## RECORDED INFORMATION
....

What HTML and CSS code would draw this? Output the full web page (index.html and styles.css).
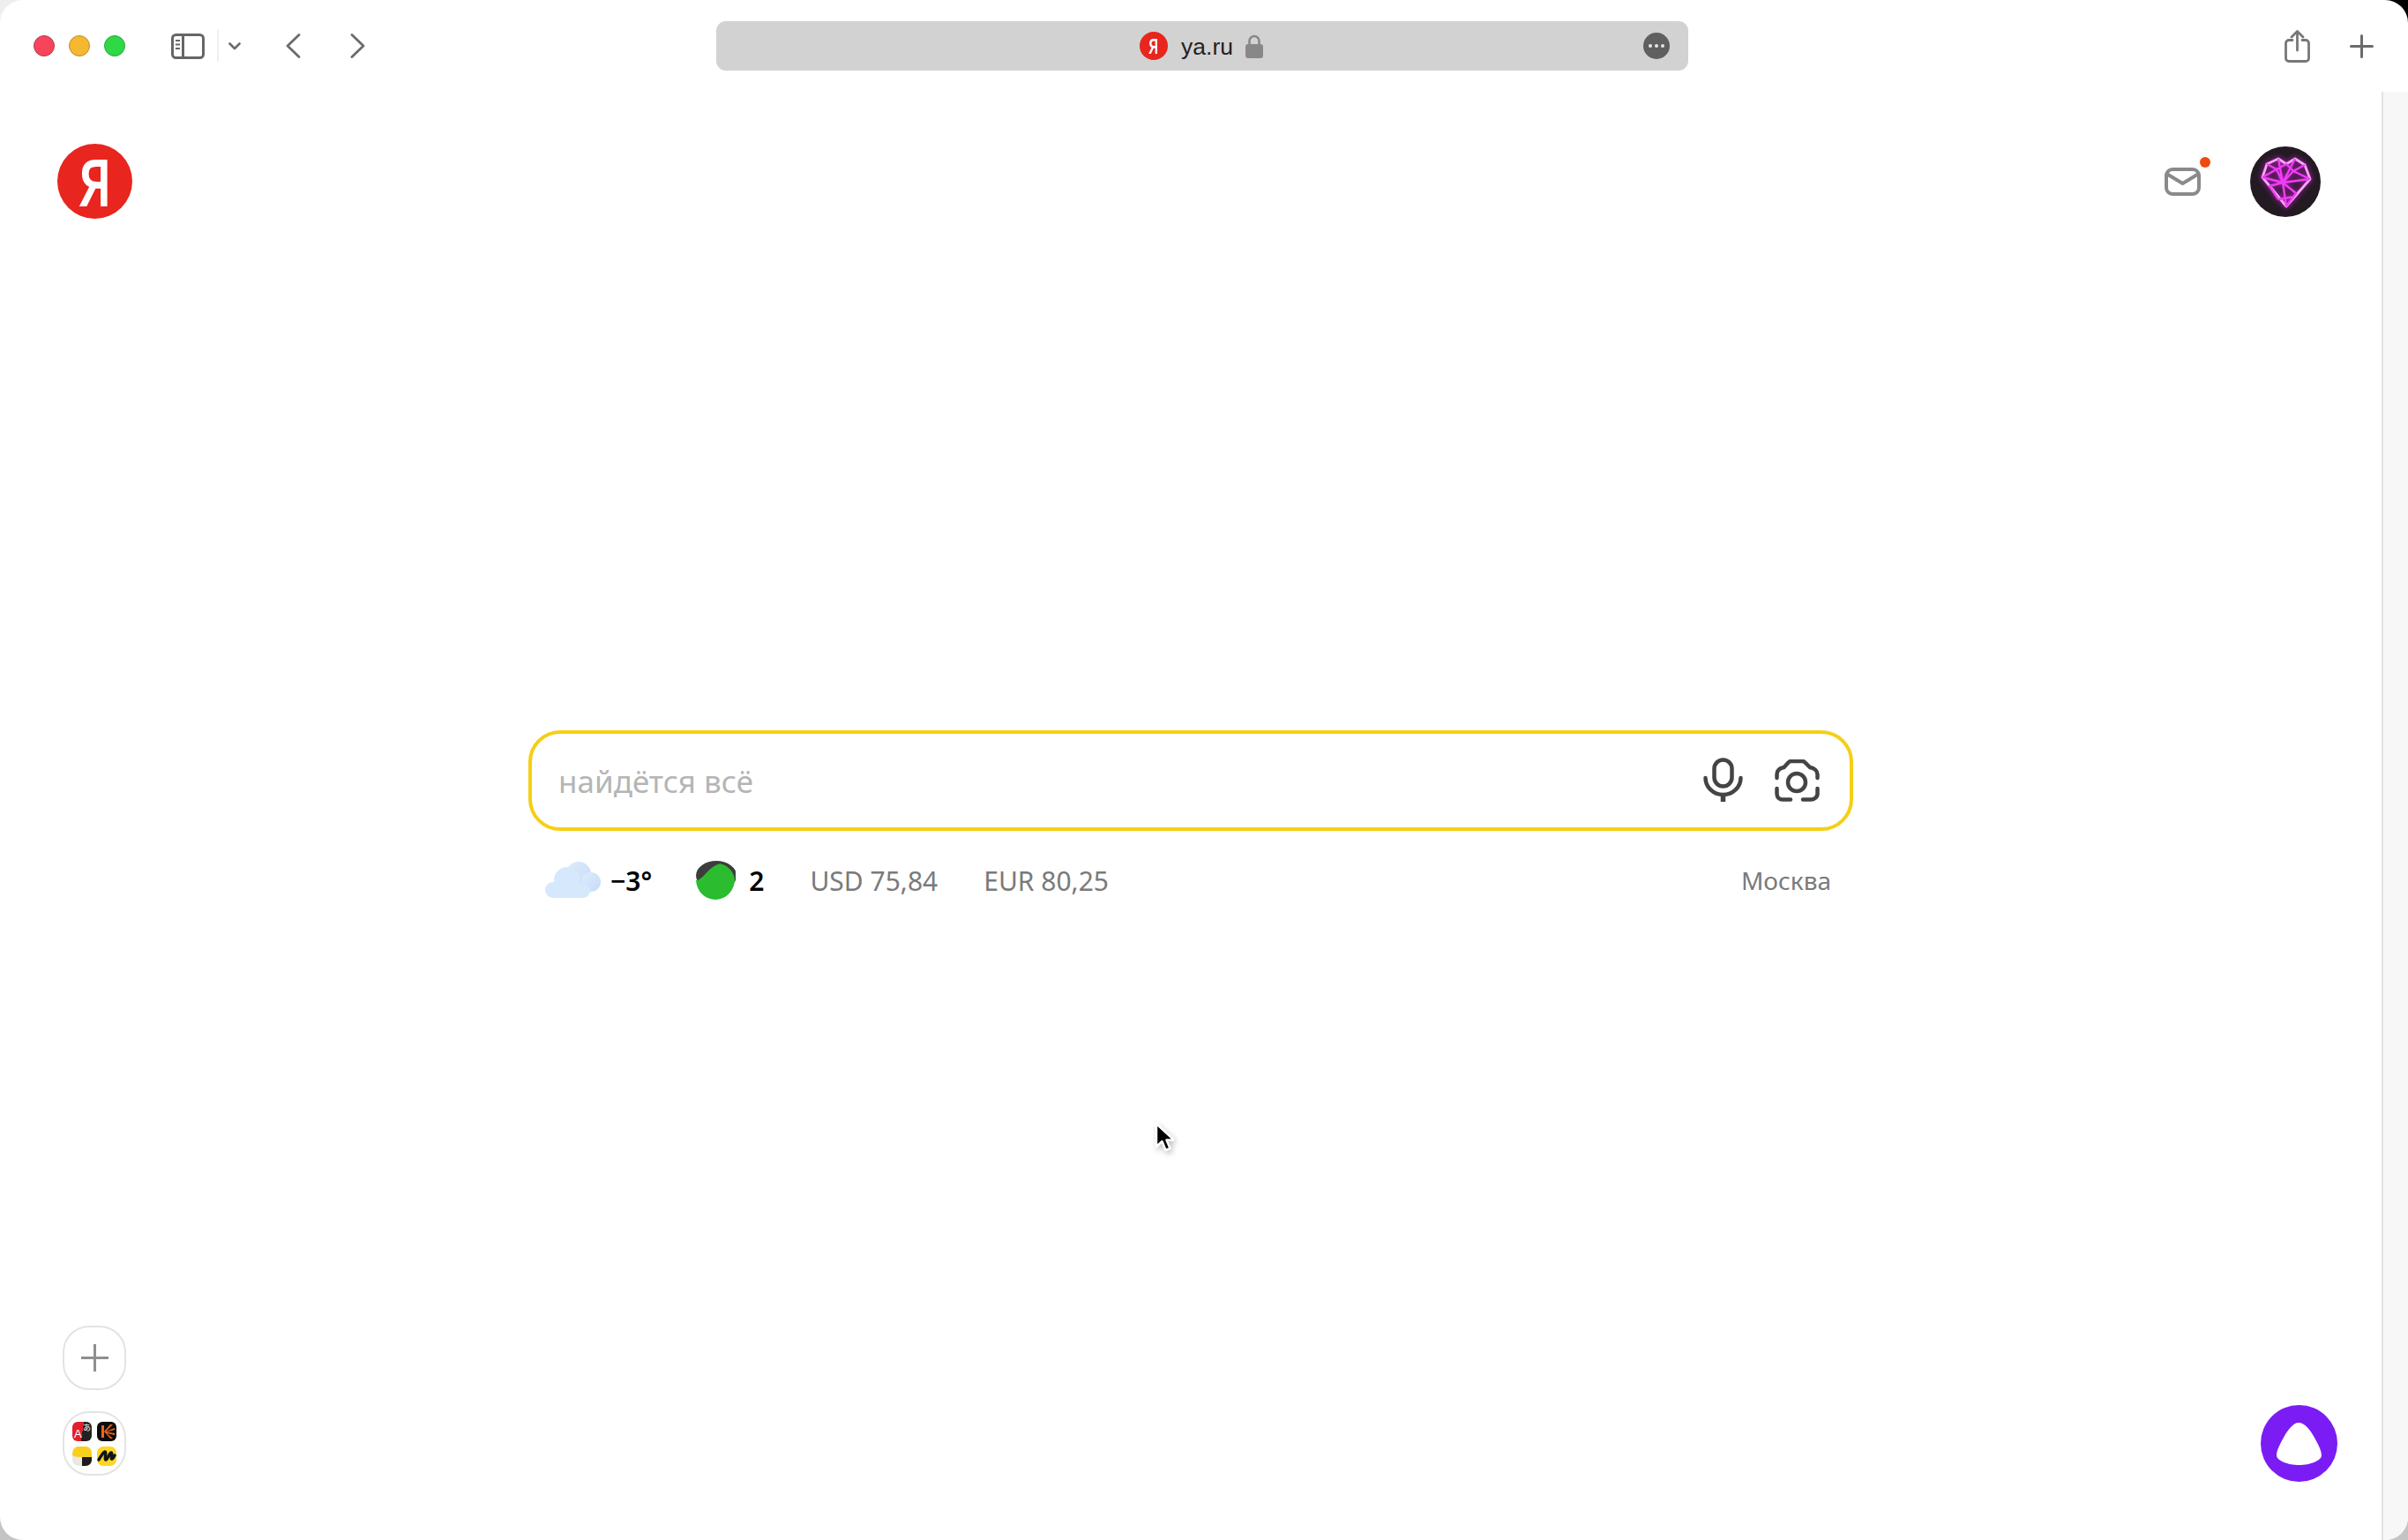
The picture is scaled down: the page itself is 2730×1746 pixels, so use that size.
FILE: index.html
```html
<!DOCTYPE html>
<html lang="ru">
<head>
  <meta charset="UTF-8" />
  <meta name="viewport" content="width=device-width, initial-scale=1" />
  <title>Яндекс</title>
  <link rel="stylesheet" href="styles.css">
</head>
<body>
  <div class="window">
    <header class="toolbar">
      <div class="lights">
        <span class="light light-red"></span>
        <span class="light light-yellow"></span>
        <span class="light light-green"></span>
      </div>
      <div class="nav">
        <svg class="tb-sidebar" width="38" height="29" viewBox="0 0 38 29" fill="none" stroke="#666" stroke-width="3">
          <rect x="1.5" y="1.5" width="35" height="26" rx="4" />
          <path d="M13.5 2v25" />
          <path d="M5 8h5M5 12.500h5M5 17h5" stroke-width="2" />
        </svg>
        <span class="tb-divider"></span>
        <svg class="tb-chevron" width="14" height="9" viewBox="0 0 14 9" fill="none" stroke="#6b6b6b" stroke-width="2.600" stroke-linecap="round" stroke-linejoin="round">
          <path d="M1.500 1.500L7 7l5.500-5.500" />
        </svg>
        <svg class="tb-back" width="17" height="28" viewBox="0 0 17 28" fill="none" stroke="#6b6b6b" stroke-width="2.800" stroke-linecap="round" stroke-linejoin="round">
          <path d="M15 1.500L2 14l13 12.500" />
        </svg>
        <svg class="tb-forward" width="17" height="28" viewBox="0 0 17 28" fill="none" stroke="#6b6b6b" stroke-width="2.800" stroke-linecap="round" stroke-linejoin="round">
          <path d="M2 1.500L15 14 2 26.500" />
        </svg>
      </div>
      <div class="address">
        <div class="address-site">
          <span class="favicon"><span class="ya-letter">Я</span></span>
          <span class="address-text">ya.ru</span>
          <svg class="lock" width="20" height="27" viewBox="0 0 20 27" fill="none">
            <path d="M4.500 12V7.500a5.500 5.500 0 0 1 11 0V12" stroke="#888" stroke-width="2.600" />
            <rect y="11" width="20" height="16" rx="3" fill="#888" />
          </svg>
        </div>
        <span class="address-more"><i></i><i></i><i></i></span>
      </div>
      <div class="actions">
        <svg width="29" height="37" viewBox="0 0 29 37" fill="none" stroke="#777" stroke-width="2.800" stroke-linecap="round" stroke-linejoin="round">
          <path d="M9 11.500H5A3.500 3.500 0 0 0 1.500 15v17A3.500 3.500 0 0 0 5 35.500h19a3.500 3.500 0 0 0 3.500-3.500V15a3.500 3.500 0 0 0-3.500-3.500h-4" />
          <path d="M14.500 23V2M8 8l6.500-6.500L21 8" />
        </svg>
        <svg width="27" height="27" viewBox="0 0 27 27" fill="none" stroke="#6b6b6b" stroke-width="3" stroke-linecap="round">
          <path d="M13.500 1.500v24M1.500 13.500h24" />
        </svg>
      </div>
    </header>

    <div class="content">
      <main class="page">
        <div class="top-row">
          <a class="logo"><span class="ya-letter">Я</span></a>
          <div class="user">
            <span class="mail">
              <svg width="41" height="32" viewBox="0 0 41 32" fill="none" stroke="#8a8a8a" stroke-width="4" stroke-linecap="round" stroke-linejoin="round">
                <rect x="2" y="2" width="37" height="28" rx="7" />
                <path d="M4 8l16.500 10L37 8" />
              </svg>
              <span class="mail-dot"></span>
            </span>
            <svg class="avatar" width="80" height="80" viewBox="0 0 80 80" fill="none">
              <circle cx="40" cy="40" r="40" fill="#231a22" />
              <g class="avatar-heart" stroke="#f03cf5" stroke-width="2.400" stroke-linejoin="round">
                <path d="M19 20L32 14 41 20 51 14 62 21 68 37 41 68 14 35Z" stroke="#f7a6f8" stroke-width="2.800" />
                <path d="M14 35L37 41 68 37M32 14L37 41 51 14M19 20L30 26 41 20 49 28 62 21M14 35L30 26 37 41 49 28 68 37" />
                <path d="M37 41L41 68M37 41L22 45 32 60M37 41L52 53 41 68M32 60L50 57" />
              </g>
            </svg>
          </div>
        </div>

        <section class="search-block">
          <form class="search">
            <input class="search-input" type="text" placeholder="найдётся всё" />
            <svg width="46" height="52" viewBox="0 0 46 52" fill="none" stroke="#444" stroke-width="4.500" stroke-linecap="round">
              <rect x="12.500" y="2.500" width="20" height="30" rx="10" />
              <path d="M2.500 23a20 19 0 0 0 40 0" />
              <path d="M22.500 42v8" stroke-width="5.500" stroke-linecap="butt" />
            </svg>
            <svg width="51" height="48" viewBox="0 0 51 48" fill="none" stroke="#444" stroke-width="4.500" stroke-linecap="round" stroke-linejoin="round">
              <path d="M2.500 21v-4c0-4 3-7 8-8l5-5.500c1-1 2-1.500 3-1.500h13c1 0 2 .5 3 1.500L40 9c5 1 8.500 4 8.500 8v4" />
              <path d="M2.500 33v6c0 4 3 6.500 6.500 6.500h9M32 45.500h9c3.500 0 7.500-2.500 7.500-6.500v-6" />
              <circle cx="25" cy="26" r="10" />
            </svg>
          </form>
          <div class="informers">
            <span class="informer informer-strong">
              <svg width="64" height="44" viewBox="0 0 64 44">
                <defs>
                  <linearGradient id="cloud-back" x1="0" y1="0" x2="1" y2="1">
                    <stop offset="0" stop-color="#deecfc" />
                    <stop offset="1" stop-color="#c6dbf8" />
                  </linearGradient>
                </defs>
                <g fill="url(#cloud-back)">
                  <circle cx="38" cy="15" r="14" />
                  <circle cx="52" cy="24" r="11" />
                </g>
                <g fill="#d6e8fc">
                  <circle cx="25" cy="22" r="15" />
                  <circle cx="9" cy="33" r="9" />
                  <circle cx="43" cy="34" r="8" />
                  <rect x="7" y="28" width="38" height="14" rx="5" />
                </g>
              </svg>
              −3°
            </span>
            <span class="informer informer-strong informer-traffic">
              <svg width="46" height="46" viewBox="0 0 44 44">
                <ellipse cx="23" cy="17" rx="22" ry="16" fill="#3d3d3d" />
                <path d="M1 22C9 22 14 7 27 4 34 5 41 11 43 20A21 22 0 1 1 1 22Z" fill="#2bbd2f" />
              </svg>
              2
            </span>
            <span class="informer">USD 75,84</span>
            <span class="informer">EUR 80,25</span>
            <span class="informer informer-city">Москва</span>
          </div>
        </section>

        <div class="bottom-row">
          <div class="side-buttons">
            <button class="side-button" type="button">
              <svg width="31" height="31" viewBox="0 0 31 31" fill="none" stroke="#8f8f8f" stroke-width="3">
                <path d="M15.500 0v31M0 15.500h31" />
              </svg>
            </button>
            <button class="side-button app-grid" type="button">
              <span class="app app-translate"><b>A</b><i>あ</i></span>
              <svg class="app" width="22" height="22" viewBox="0 0 22 22">
                <rect width="22" height="22" rx="6" fill="#0c0c0c" />
                <path d="M5 4h3v14H5z" fill="#f0641e" />
                <path d="M8 11L15 3h3L10 11l10-4v2L11 11.500 20 13v2l-9-2 7 6h-3z" fill="#f0641e" />
              </svg>
              <svg class="app" width="22" height="22" viewBox="0 0 22 22">
                <rect width="22" height="22" rx="7" fill="#ebe8e0" />
                <path d="M11 22h4c4 0 7-3 7-7v-3H11z" fill="#1c1c1c" />
                <path d="M0 10C0 3 3 0 8 0h6c5 0 8 3 8 8v4H8C5 12 2 11 0 10z" fill="#f8cf1c" />
              </svg>
              <svg class="app" width="22" height="22" viewBox="0 0 22 22" fill="none">
                <rect width="22" height="22" rx="7" fill="#fbd725" />
                <path d="M2 15C4 12 7 6 9 6c2 0-1 9 1 9 2 0 4-8 6-8s-1 8 1 7c1 0 2-2 3-4" stroke="#141414" stroke-width="3.400" stroke-linecap="round" stroke-linejoin="round" />
              </svg>
            </button>
          </div>
          <a class="alice">
            <svg width="51" height="48" viewBox="0 0 51 48">
              <path d="M25 0C32 0 38 8 43 17 47 24 51 32 51 37 51 43 38 48 25.500 48 13 48 0 43 0 37 0 31 5 22 9 15 13 8 19 0 25 0Z" fill="#fff" />
            </svg>
          </a>
        </div>
      </main>
      <div class="scrollbar"></div>
    </div>

    <svg class="cursor" width="22" height="34" viewBox="0 0 22 34">
      <path d="M2 2v26l6.500-6 4 10 5-2-4-9.500H22z" fill="#000" stroke="#fff" stroke-width="2.500" stroke-linejoin="round" />
    </svg>
  </div>
</body>
</html>
```

FILE: styles.css
```css
html, body {
  margin: 0;
  padding: 0;
}

body {
  width: 2730px;
  height: 1746px;
  overflow: hidden;
  font-family: "Noto Sans", "Liberation Sans", sans-serif;
  background-color: #c4c4c4;
  background-image: linear-gradient(#000, #000), linear-gradient(#eee, #eee);
  background-size: 40px 40px, 40px 40px;
  background-position: top right, top left;
  background-repeat: no-repeat;
}

.window {
  position: relative;
  display: flex;
  flex-direction: column;
  height: 1746px;
  background: #fff;
  border-radius: 26px;
  overflow: hidden;
}

/* browser toolbar */
.toolbar {
  flex: none;
  display: flex;
  align-items: center;
  height: 104px;
  padding: 0 39px 0 38px;
}

.lights {
  display: flex;
  gap: 16px;
}

.light {
  width: 24px;
  height: 24px;
  border-radius: 50%;
  box-sizing: border-box;
  border: 1px solid;
}

.light-red {
  background: #f6455a;
  border-color: #b8394a;
}

.light-yellow {
  background: #f6b731;
  border-color: #c08d2a;
}

.light-green {
  background: #2fd845;
  border-color: #27a93a;
}

.nav {
  display: flex;
  align-items: center;
  margin-left: 52px;
}

.tb-divider {
  width: 2px;
  height: 36px;
  margin-left: 14px;
  background: #efefef;
}

.tb-chevron {
  margin-left: 11px;
}

.tb-back {
  margin-left: 51px;
}

.tb-forward {
  margin-left: 56px;
}

.address {
  display: grid;
  grid-template-columns: 1fr auto 1fr;
  align-items: center;
  width: 1102px;
  height: 56px;
  margin-left: 398px;
  padding: 0 21px 0 19px;
  box-sizing: border-box;
  background: #d2d2d2;
  border-radius: 11px;
}

.address-site {
  grid-column: 2;
  display: flex;
  align-items: center;
}

.favicon {
  display: flex;
  align-items: center;
  justify-content: center;
  width: 32px;
  height: 32px;
  border-radius: 50%;
  background: #e8251e;
  color: #fff;
  font-size: 23px;
}

.ya-letter {
  display: block;
  font-weight: 600;
  line-height: 1;
  transform: scaleX(0.78);
}

.address-text {
  margin-left: 15px;
  padding-top: 2px;
  font-family: "Liberation Sans", sans-serif;
  font-size: 26.500px;
  color: #222;
}

.lock {
  margin-left: 14px;
}

.address-more {
  grid-column: 3;
  justify-self: end;
  display: flex;
  align-items: center;
  justify-content: center;
  gap: 3px;
  width: 30px;
  height: 30px;
  border-radius: 50%;
  background: #5f5f5f;
}

.address-more i {
  width: 4px;
  height: 4px;
  border-radius: 50%;
  background: #e6e6e6;
}

.actions {
  display: flex;
  align-items: center;
  gap: 45px;
  margin-left: auto;
}

/* page */
.content {
  flex: 1;
  display: flex;
  min-height: 0;
}

.page {
  flex: 1;
  display: flex;
  flex-direction: column;
}

.scrollbar {
  flex: none;
  width: 30px;
  box-sizing: border-box;
  background: #f7f7f7;
  border-left: 2px solid #e2e2e2;
}

.top-row {
  display: flex;
  align-items: center;
  justify-content: space-between;
  padding: 59px 69px 0 65px;
}

.logo {
  display: flex;
  align-items: center;
  justify-content: center;
  width: 85px;
  height: 85px;
  border-radius: 50%;
  background: #e8251e;
  color: #fff;
  font-size: 74px;
}

.user {
  display: flex;
  align-items: center;
  gap: 56px;
}

.mail {
  position: relative;
  display: block;
  height: 32px;
}

.mail-dot {
  position: absolute;
  top: -12px;
  right: -11px;
  width: 12px;
  height: 12px;
  border-radius: 50%;
  background: #ee4a10;
}

.avatar-heart {
  filter: drop-shadow(0 0 3px #c81fd0);
}

.search-block {
  align-self: center;
  width: 1502px;
  margin-top: 580px;
}

.search {
  display: flex;
  align-items: center;
  height: 114px;
  margin: 0;
  padding: 0 34px 0 30px;
  box-sizing: border-box;
  background: #fff;
  border: 4px solid #f5cf14;
  border-radius: 36px;
}

.search svg:last-child {
  margin-left: 35px;
}

.search-input {
  flex: 1;
  min-width: 0;
  padding: 0;
  border: none;
  outline: none;
  background: transparent;
  font-family: inherit;
  font-size: 35px;
}

.search-input::placeholder {
  color: #b5b5b5;
  opacity: 1;
}

.informers {
  display: flex;
  align-items: center;
  gap: 52px;
  height: 44px;
  margin-top: 34px;
  padding: 0 25px 0 19px;
  font-size: 30px;
  color: #7a7a7a;
}

.informer {
  display: flex;
  align-items: center;
  gap: 10px;
}

.informer-strong {
  color: #000;
  font-weight: 600;
}

.informer-traffic {
  gap: 15px;
  margin-left: -3px;
}

.informer-city {
  margin-left: auto;
  font-size: 28px;
}

.bottom-row {
  display: flex;
  align-items: flex-end;
  justify-content: space-between;
  margin-top: auto;
  padding: 0 50px 66px 71px;
}

.side-buttons {
  display: flex;
  flex-direction: column;
  gap: 24px;
  margin-bottom: 7px;
}

.side-button {
  display: flex;
  align-items: center;
  justify-content: center;
  width: 72px;
  height: 73px;
  padding: 0;
  background: #fff;
  border: 2px solid #e3e3e3;
  border-radius: 30px;
}

.app-grid {
  display: grid;
  grid-template-columns: 22px 22px;
  grid-template-rows: 22px 22px;
  gap: 6px;
  align-content: center;
  justify-content: center;
}

.app {
  display: block;
}

.app-translate {
  position: relative;
  width: 22px;
  height: 22px;
  overflow: hidden;
  border-radius: 6px;
  background: linear-gradient(100deg, #e2202c 52%, #222 52%);
  color: #fff;
}

.app-translate b {
  position: absolute;
  left: 2px;
  bottom: 1px;
  font-size: 13px;
  font-weight: 500;
  line-height: 14px;
}

.app-translate i {
  position: absolute;
  right: 1px;
  top: 1px;
  font-family: "Noto Sans CJK JP", sans-serif;
  font-size: 9px;
  font-style: normal;
  line-height: 11px;
}

.alice {
  display: flex;
  align-items: center;
  justify-content: center;
  width: 87px;
  height: 87px;
  border-radius: 50%;
  background: #7b1cf5;
}

/* mouse pointer, over the page */
.cursor {
  position: absolute;
  left: 1309px;
  top: 1272px;
  filter: drop-shadow(2px 3px 3px rgba(0, 0, 0, 0.25));
}
```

....

## TASK INSTRUCTIONS
In the lines above, find each one with "styles" and list it.

## WRITTEN SOLUTION
What HTML and CSS code would draw this? Output the full web page (index.html and styles.css).
  <link rel="stylesheet" href="styles.css">
FILE: styles.css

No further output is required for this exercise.